Receiving His love is rooted in seeing it. He is always loving us, but it can remain an abstract concept that is not experienced if we are not seeing it in the context of our lives. The praise and joy in the prayers of the Psalms are always rooted in recognizing specific acts of God’s love. Psalm 136 begins with the words: “Give thanks to the LORD, for he is good, for his steadfast love endures forever.” Then, as the story of the people of Israel is told, the phrase “His steadfast love endures forever” is connected to particular details and is repeated twenty-five more times in twenty-five verses. Today, stop for a few minutes and prayerfully read through Psalm 136.
Psalm 107 walks through various descriptions of where the people of God found themselves. Some wandered in desert wastes, find no city to dwell in. (v. 4) Some sat in darkness and in the shadow of death, prisoners in affliction and in irons. (v. 10) Some were fools through their sinful ways and because of their iniquities suffered affliction. (v. 17) Some went down to the sea in ships, doing business on the great waters … He commanded and raised the stormy wind … their courage melted away in their evil plight. (v. 23, 25, 26) Sometimes we find ourselves in tough places through no fault of our own and sometimes we find ourselves in tough places because of the consequence of our sin.

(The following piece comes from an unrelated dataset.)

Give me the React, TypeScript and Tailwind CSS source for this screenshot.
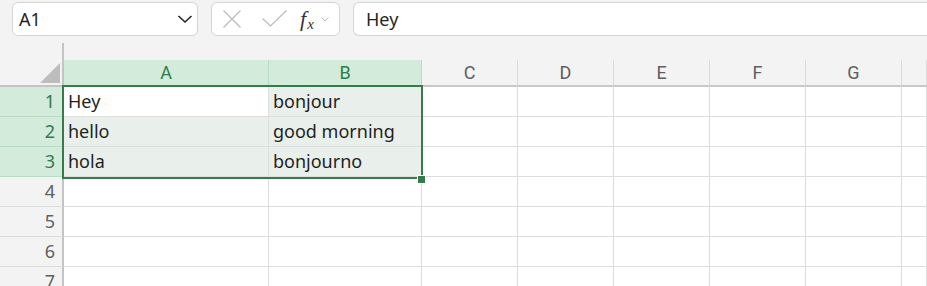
import { ChevronDown } from "lucide-react";

const COLS = ["A", "B", "C", "D", "E", "F", "G", ""];
const DATA: Record<number, [string, string]> = {
  1: ["Hey", "bonjour"],
  2: ["hello", "good morning"],
  3: ["hola", "bonjourno"],
};
const ROWS = [1, 2, 3, 4, 5, 6, 7];

const gridCols =
  "grid grid-cols-[64px_205px_153px_96px_96px_96px_96px_96px_1fr]";

function Toolbar() {
  return (
    <div className="h-[40px] flex items-start pt-[2px] pl-[12px] gap-[13px]">
      <div className="w-[186px] h-[34px] bg-white border border-[#d4d4d4] rounded-[6px] flex items-center pl-[6px] pr-[3px]">
        <span className="flex-1 text-[18px] text-[#242424]">A1</span>
        <svg width="16" height="10" viewBox="0 0 16 10" className="mr-[1px]">
          <polyline points="1.5,2 8,8 14.5,2" fill="none" stroke="#242424" strokeWidth="1.6" />
        </svg>
      </div>
      <div className="w-[129px] h-[34px] bg-white border border-[#d4d4d4] rounded-[6px] flex items-center pl-[11px]">
        <svg width="18" height="18" viewBox="0 0 18 18">
          <path d="M0.5 0.5 L17.5 17.5 M17.5 0.5 L0.5 17.5" stroke="#b9b9b9" strokeWidth="1.1" />
        </svg>
        <svg width="25" height="17" viewBox="0 0 25 17" className="ml-[21px] mt-[-2px]">
          <polyline points="0.5,8.5 8.5,16 24.5,0.5" fill="none" stroke="#b9b9b9" strokeWidth="1.1" />
        </svg>
        <span className="ml-[13px] font-['Liberation_Serif',serif] italic text-[22px] text-[#333] leading-none">
          f<span className="text-[15px] relative top-[3px] left-[1px]">x</span>
        </span>
        <svg width="8" height="5" viewBox="0 0 8 5" className="ml-[8px]">
          <polyline points="0.5,0.5 4,4 7.5,0.5" fill="none" stroke="#b9b9b9" strokeWidth="1" />
        </svg>
      </div>
      <div className="flex-1 h-[34px] bg-white border border-r-0 border-[#d4d4d4] rounded-l-[6px] flex items-center pl-[12px]">
        <span className="text-[18px] text-[#242424]">Hey</span>
      </div>
    </div>
  );
}

export default function App() {
  return (
    <div className="w-[927px] h-[286px] overflow-hidden bg-white font-['Noto_Sans',sans-serif]">
      <div className="bg-[#f3f3f3]">
        <Toolbar />
        <div className={`${gridCols} items-end`}>
          <div className="h-[47px] flex flex-col">
            <div className="mt-[3px] flex-1 border-r-2 border-b-2 border-[#c4c4c4] flex items-end justify-end pr-[2px] pb-[2px]">
              <svg width="20" height="20" viewBox="0 0 20 20">
                <polygon points="0,20 20,20 20,0" fill="#bdbdbd" />
              </svg>
            </div>
          </div>
          {COLS.map((c, i) => {
            const sel = i < 2;
            return (
              <div
                key={i}
                className={
                  sel
                    ? "h-[27px] flex items-center justify-center border-r border-r-[#b8dcc3] border-b-2 border-b-[#367c4b] bg-[#d3ebdb] text-[#2f7d48] text-[18px] font-['Roboto',sans-serif]"
                    : "h-[27px] flex items-center justify-center border-r border-r-[#dcdcdc] border-b-2 border-b-[#c8c8c8] text-[#5f5f5f] text-[18px] font-['Roboto',sans-serif]"
                }
              >
                {c}
              </div>
            );
          })}
        </div>
      </div>
      <div className="relative">
        {ROWS.map((r) => {
          const inRange = r <= 3;
          return (
            <div key={r} className={gridCols}>
              <div
                className={
                  inRange
                    ? "h-[30px] flex items-center justify-end pr-[7px] border-b border-b-[#b8dcc3] border-r-2 border-r-[#c4c4c4] bg-[#d3ebdb] text-[#2f7d48] text-[18px]"
                    : "h-[30px] flex items-center justify-end pr-[7px] border-b border-b-[#dcdcdc] border-r-2 border-r-[#c4c4c4] bg-[#f3f3f3] text-[#5f5f5f] text-[18px]"
                }
              >
                {r}
              </div>
              {COLS.map((_, i) => {
                const text = inRange && i < 2 ? DATA[r][i] : "";
                const fill =
                  inRange && i < 2
                    ? r === 1 && i === 0
                      ? "bg-white"
                      : "bg-[#e9f0eb]"
                    : "bg-white";
                return (
                  <div
                    key={i}
                    className={`h-[30px] flex items-center pl-[4px] border-r border-b border-[#dedede] text-[18px] text-[#1f1f1f] whitespace-nowrap ${fill}`}
                  >
                    {text}
                  </div>
                );
              })}
            </div>
          );
        })}
        {/* selection box */}
        <div className="absolute left-[62px] top-[-2px] w-[361px] h-[94px] border-2 border-[#367c4b] pointer-events-none" />
        <div className="absolute left-[417px] top-[88px] w-[9px] h-[9px] bg-white flex items-center justify-center">
          <div className="w-[7px] h-[7px] bg-[#367c4b]" />
        </div>
      </div>
    </div>
  );
}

For whatever reason we end up in the wilderness, God’s heart is that we would see our desperate need for Him … that we would cry out to Him. It is not as simple as “do good” and things will go well, or “do bad” and things won’t. In each situation, the people cried out to God and He was right there … listening and loving them.
In the final verse of the Psalm, we read: “Whoever is wise, let him attend to these things; let them consider the steadfast love of the Lord.” (v. 43) Pause for moment and consider the love of God … the way He is meeting you or has met you in your wilderness season. How has He loved you?

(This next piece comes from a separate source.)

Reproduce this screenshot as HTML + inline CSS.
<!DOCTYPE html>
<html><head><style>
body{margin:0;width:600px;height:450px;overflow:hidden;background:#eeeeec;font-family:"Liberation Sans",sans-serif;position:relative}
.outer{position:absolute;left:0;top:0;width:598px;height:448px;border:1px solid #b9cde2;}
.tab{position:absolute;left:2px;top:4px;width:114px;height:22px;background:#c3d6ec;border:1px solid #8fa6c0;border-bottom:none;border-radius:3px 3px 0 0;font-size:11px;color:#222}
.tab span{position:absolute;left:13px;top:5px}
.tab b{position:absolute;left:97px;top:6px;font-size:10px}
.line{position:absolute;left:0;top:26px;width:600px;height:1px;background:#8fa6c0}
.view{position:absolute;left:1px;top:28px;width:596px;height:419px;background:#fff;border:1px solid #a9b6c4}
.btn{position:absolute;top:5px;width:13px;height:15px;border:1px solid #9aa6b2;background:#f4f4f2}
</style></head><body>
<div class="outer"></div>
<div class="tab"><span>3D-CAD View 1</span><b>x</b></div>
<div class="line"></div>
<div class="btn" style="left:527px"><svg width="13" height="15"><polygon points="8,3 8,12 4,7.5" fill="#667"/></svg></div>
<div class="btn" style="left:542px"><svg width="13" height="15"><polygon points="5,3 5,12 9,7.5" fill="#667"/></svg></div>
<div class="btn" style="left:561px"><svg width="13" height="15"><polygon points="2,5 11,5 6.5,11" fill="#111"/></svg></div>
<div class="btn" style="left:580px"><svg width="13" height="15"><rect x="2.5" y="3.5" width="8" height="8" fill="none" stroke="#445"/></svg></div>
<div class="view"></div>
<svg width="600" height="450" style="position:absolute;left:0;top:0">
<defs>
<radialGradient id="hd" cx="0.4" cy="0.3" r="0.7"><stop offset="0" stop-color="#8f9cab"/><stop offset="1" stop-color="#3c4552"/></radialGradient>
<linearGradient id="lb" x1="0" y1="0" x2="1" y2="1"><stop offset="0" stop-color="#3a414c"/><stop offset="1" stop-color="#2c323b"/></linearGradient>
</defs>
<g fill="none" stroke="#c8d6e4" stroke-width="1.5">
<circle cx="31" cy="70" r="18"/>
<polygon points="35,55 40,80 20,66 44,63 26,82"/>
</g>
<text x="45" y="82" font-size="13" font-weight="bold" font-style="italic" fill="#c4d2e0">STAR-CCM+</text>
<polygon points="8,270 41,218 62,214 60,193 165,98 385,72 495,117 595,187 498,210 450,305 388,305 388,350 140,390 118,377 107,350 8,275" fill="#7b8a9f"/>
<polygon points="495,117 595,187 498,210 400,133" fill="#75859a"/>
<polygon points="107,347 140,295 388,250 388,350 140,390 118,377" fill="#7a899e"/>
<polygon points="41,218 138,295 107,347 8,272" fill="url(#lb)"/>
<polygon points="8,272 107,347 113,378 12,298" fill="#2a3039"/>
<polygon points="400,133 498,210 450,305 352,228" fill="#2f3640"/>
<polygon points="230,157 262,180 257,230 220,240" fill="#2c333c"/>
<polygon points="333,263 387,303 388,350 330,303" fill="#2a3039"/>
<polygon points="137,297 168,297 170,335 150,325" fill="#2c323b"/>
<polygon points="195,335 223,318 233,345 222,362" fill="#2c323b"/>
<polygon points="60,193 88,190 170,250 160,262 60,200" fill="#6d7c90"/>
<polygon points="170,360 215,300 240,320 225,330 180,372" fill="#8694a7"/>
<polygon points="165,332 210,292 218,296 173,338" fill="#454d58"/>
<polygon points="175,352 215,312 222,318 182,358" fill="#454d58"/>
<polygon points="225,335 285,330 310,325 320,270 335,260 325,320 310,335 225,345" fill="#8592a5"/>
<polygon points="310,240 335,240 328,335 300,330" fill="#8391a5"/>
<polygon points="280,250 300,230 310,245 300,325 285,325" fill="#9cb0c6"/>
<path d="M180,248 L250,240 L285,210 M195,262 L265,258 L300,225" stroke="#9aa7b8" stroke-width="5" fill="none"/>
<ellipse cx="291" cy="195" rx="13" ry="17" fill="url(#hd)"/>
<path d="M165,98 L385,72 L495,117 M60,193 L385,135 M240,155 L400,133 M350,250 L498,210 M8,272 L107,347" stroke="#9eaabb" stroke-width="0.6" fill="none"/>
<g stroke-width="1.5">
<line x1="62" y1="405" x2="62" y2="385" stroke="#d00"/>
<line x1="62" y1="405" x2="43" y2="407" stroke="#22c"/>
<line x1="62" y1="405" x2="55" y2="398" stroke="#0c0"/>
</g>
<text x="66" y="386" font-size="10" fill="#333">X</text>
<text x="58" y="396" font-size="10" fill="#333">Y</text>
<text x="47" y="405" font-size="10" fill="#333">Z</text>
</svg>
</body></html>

Anthony DeMello describes the joy of considering God’s love: “behold the One beholding you and smiling.” As we perceive and receive His love, we move from discontentment toward joy because we are moving from isolated details to seeing all things in the context of His story of love. Our wilderness story becomes a love story that we wouldn’t trade for the world.
Question for reflection: select a time period in your life. Take a few steps back from the details and ask God to help you see how He has loved you during that time. What do you notice in your spirit as you see His love frame the details?
Prayer: Lord, I want to see You in the circumstances of my story. Give me eyes to see and discernment to know Your love. As I perceive and receive it, may I respond by loving You with the same kind of commitment and desire with which You pursue me. Amen.